The future of pharmacy is based on what the Charter will allow Trustees of the College to deliver.
Members should have been told this and asked to suggest their ideas of how the College would better deliver for them, for pharmacy professions and the public.
My 15 suggestions to “the anonymous feedback team” went into a black hole. The organisation is impenetrable, the Journal has not done its job and we have been treated as mushrooms
I suggest the College needs to promote pharmacies as being pivotal to public, community and environmental health. They are an underused resource.
It needs to engage all pharmacy professions not just pharmacists and scientists to ensure all those delivering pharmaceutical care work together to agreed standards and can access the same support on legal ethical and professional practice.

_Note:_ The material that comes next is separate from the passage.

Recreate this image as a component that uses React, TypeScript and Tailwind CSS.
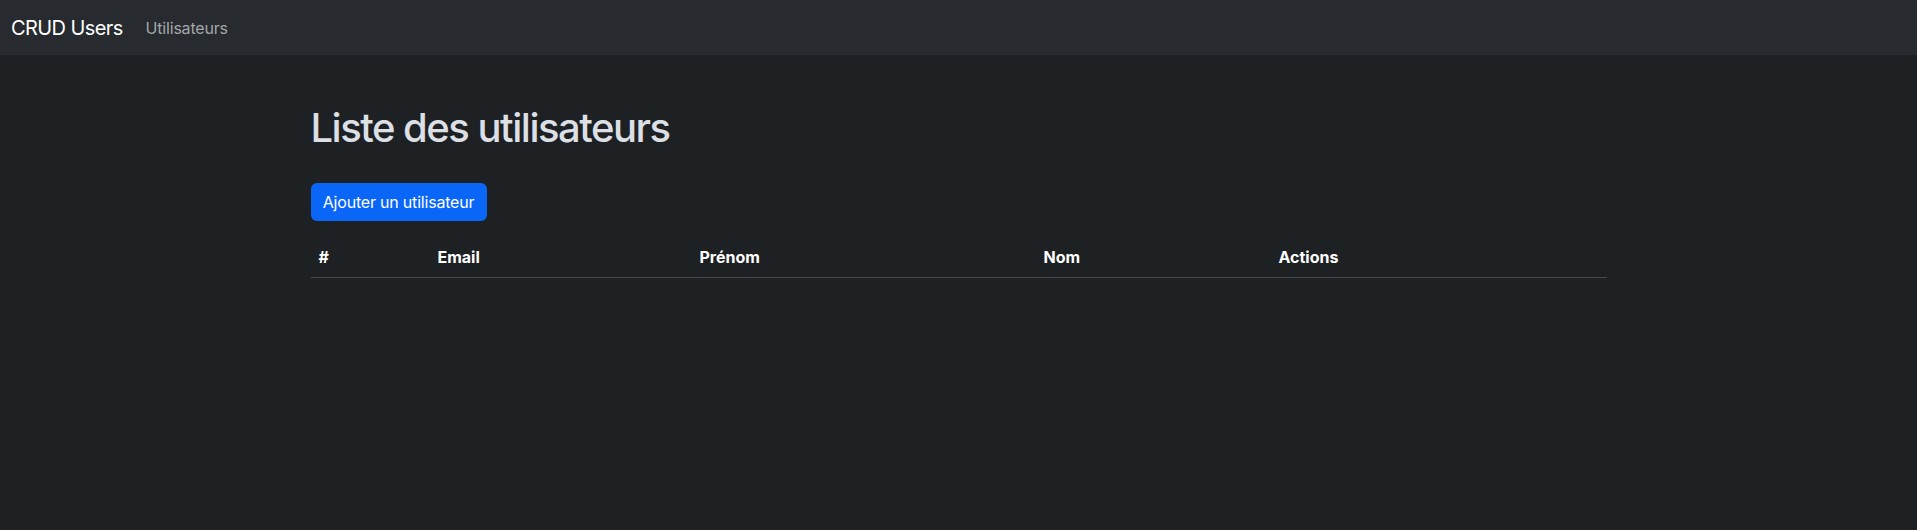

It needs to develop professional networks to retain skills knowledge and experience of retirees and engage them with universities. It could create part time roles for local pharmacy champions to stimulate practice research.
I did this in Glasgow in the 1980s and it brought creativity and effective local action on dental health, health promotion, drug misuse. All for half a day a month. This gave the community pharmacist facilitators a CV boost.

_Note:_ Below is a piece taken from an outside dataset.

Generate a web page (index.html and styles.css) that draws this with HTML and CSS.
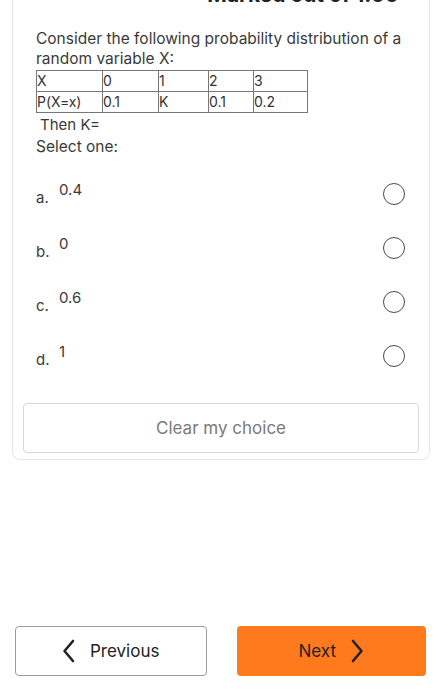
FILE: index.html
```html
<!DOCTYPE html>
<html>
<head>
<meta charset="utf-8">
<link rel="stylesheet" href="styles.css">
</head>
<body>
<div class="card">
  <div class="marked">Marked out of 1.00</div>
  <div class="qtext">
    <p class="intro">Consider the following probability distribution of a random variable X:</p>
    <table class="dist">
      <tr><td class="c1">X</td><td class="c2">0</td><td class="c3">1</td><td class="c4">2</td><td class="c5">3</td></tr>
      <tr><td>P(X=x)</td><td>0.1</td><td>K</td><td>0.1</td><td>0.2</td></tr>
    </table>
    <p class="then">Then K=</p>
    <p class="select">Select one:</p>
  </div>
  <div class="options">
    <div class="opt"><span class="letter">a.</span><span class="val">0.4</span><span class="radio"></span></div>
    <div class="opt"><span class="letter">b.</span><span class="val">0</span><span class="radio"></span></div>
    <div class="opt"><span class="letter">c.</span><span class="val">0.6</span><span class="radio"></span></div>
    <div class="opt"><span class="letter">d.</span><span class="val">1</span><span class="radio"></span></div>
  </div>
  <div class="clear">Clear my choice</div>
</div>
<div class="nav">
  <div class="btn prev">
    <svg width="14" height="24" viewBox="0 0 14 24"><path d="M11 2 L2.5 12 L11 22" fill="none" stroke="#222" stroke-width="2.6" stroke-linecap="round" stroke-linejoin="round"/></svg>
    <span>Previous</span>
  </div>
  <div class="btn next">
    <span>Next</span>
    <svg width="14" height="24" viewBox="0 0 14 24"><path d="M3 2 L11.5 12 L3 22" fill="none" stroke="#222" stroke-width="2.6" stroke-linecap="round" stroke-linejoin="round"/></svg>
  </div>
</div>
</body>
</html>
```
FILE: styles.css
```css
html, body {
  margin: 0;
  padding: 0;
  background: #fff;
}
body {
  font-family: Inter, "Liberation Sans", sans-serif;
  color: #3a3a3a;
  width: 442px;
  height: 700px;
  overflow: hidden;
}
.card {
  margin: -13px 12px 0 12px;
  border: 1px solid #e6e6e6;
  border-top: none;
  border-radius: 0 0 8px 8px;
  padding: 0 10px 6px 10px;
}
.marked {
  font-size: 21px;
  font-weight: 700;
  color: #222;
  text-align: right;
  padding-right: 20px;
  line-height: 16px;
  height: 16px;
  overflow: visible;
}
.qtext {
  padding: 26px 0 0 13px;
}
.intro {
  margin: 0;
  font-size: 15.5px;
  line-height: 20px;
  width: 370px;
}
.dist {
  border-collapse: collapse;
  font-size: 14px;
  margin-top: 1px;
  color: #333;
}
.dist td {
  border: 1.5px solid #777;
  padding: 0;
  height: 20px;
  line-height: 20px;
  vertical-align: middle;
}
.c1 { width: 65px; }
.c2 { width: 55px; }
.c3 { width: 49px; }
.c4 { width: 44px; }
.c5 { width: 53px; }
.then {
  margin: 2px 0 0 4px;
  font-size: 15px;
  line-height: 19px;
}
.select {
  margin: 3px 0 0 0;
  font-size: 15.5px;
  line-height: 19px;
}
.options {
  padding: 27px 13px 0 13px;
  display: flex;
  flex-direction: column;
  gap: 32px;
}
.opt {
  display: flex;
  align-items: flex-start;
  height: 22px;
  font-size: 15px;
}
.letter {
  width: 23px;
  padding-top: 6px;
  line-height: 18px;
}
.val {
  flex: 1;
  line-height: 18px;
  margin-top: -2px;
}
.radio {
  width: 20px;
  height: 20px;
  border: 1.5px solid #4a4a4a;
  border-radius: 50%;
  margin-right: 1px;
}
.clear {
  margin-top: 36px;
  height: 48px;
  border: 1px solid #d8d8d8;
  border-radius: 4px;
  display: flex;
  align-items: center;
  justify-content: center;
  font-size: 17px;
  color: #7a7a7a;
}
.nav {
  display: flex;
  gap: 30px;
  padding: 166px 16px 0 15px;
}
.btn {
  flex: 1;
  height: 50px;
  border-radius: 4px;
  display: flex;
  align-items: center;
  justify-content: center;
  gap: 14px;
  font-size: 17px;
  color: #222;
  box-sizing: border-box;
}
.prev {
  border: 1px solid #9c9c9c;
}
.next {
  background: #ff7a1c;
}
```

Pharmacy owners are motivated by profit and are not always pharmacists - how will the College engage them in its vision. Could it offer corporate non voting affiliation. It currently aspires to offer UK membership at a time many international students could be interested in retaining contact.

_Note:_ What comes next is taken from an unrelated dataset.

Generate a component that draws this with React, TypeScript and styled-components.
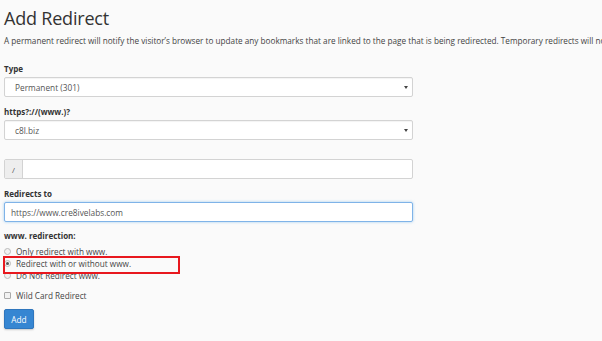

That would aid the College to help
lead the world and its qualifications be accepted worldwide.
The heritage of our profession must be better used and promoted the library and museum are important.
It’s fundamental this inadequate 3 object Charter is rethought to better support and engage members and attracts non members with a ‘can do’ approach
Charities can have charitable purposes in the following areas we work in
4. The advancement of education
6. The advancement of health
7. The advancement of ccommunity development
8. The advancement of culture, heritage or science
10 The advancement of equality
11. The advancement of environmental protection or improvement
12. The relief of those in need, by reason of youth, age, ill-health, disability, financial hardship or other disadvantage
13. The advancement of animal welfare
15. Any other charitable purposes
Other charitable purposes include
- the promotion of ethical standards of conduct and compliance with the law in the public and private sectors - the College sets standards to help pharmacy staff work with other professions to ensure pharmacy and medicine related legislation and ethics protect the public from counterfeit medicines, internet scams etc
- the provision of public facilities - pharmacy premises should offer consulting rooms for immediate access to health advice, some pharmacy professionals offer health promoting meetings
-the promotion of industry and commerce - the Pharmaceutical Industry creates new medicines, new treatments and new ways of administering them
- pharmacy premises provide ready access to medicines and medicinal products and advice and should develop to support communities health needs
- the promotion of improvement of the community - pharmacies should be at the centre of communities and pharmacy staff should be encouraged to identify and meet community health needs
Please look at these missed opportunities pull the vote and renegotiate the Charter to make it fit for the next 50 years. A charter with a 50 word specific object creates a poor impression and I cannot agree it though I want to see a Royal College desperately.
Listen to the PDA as a No vote will cause chaos.
I already voted 'No' for similar reasons. I have RPS membership for the support I can receive. I'm not going to have the same support going forward. Pharmacists should be front and centre when thinking about these changes.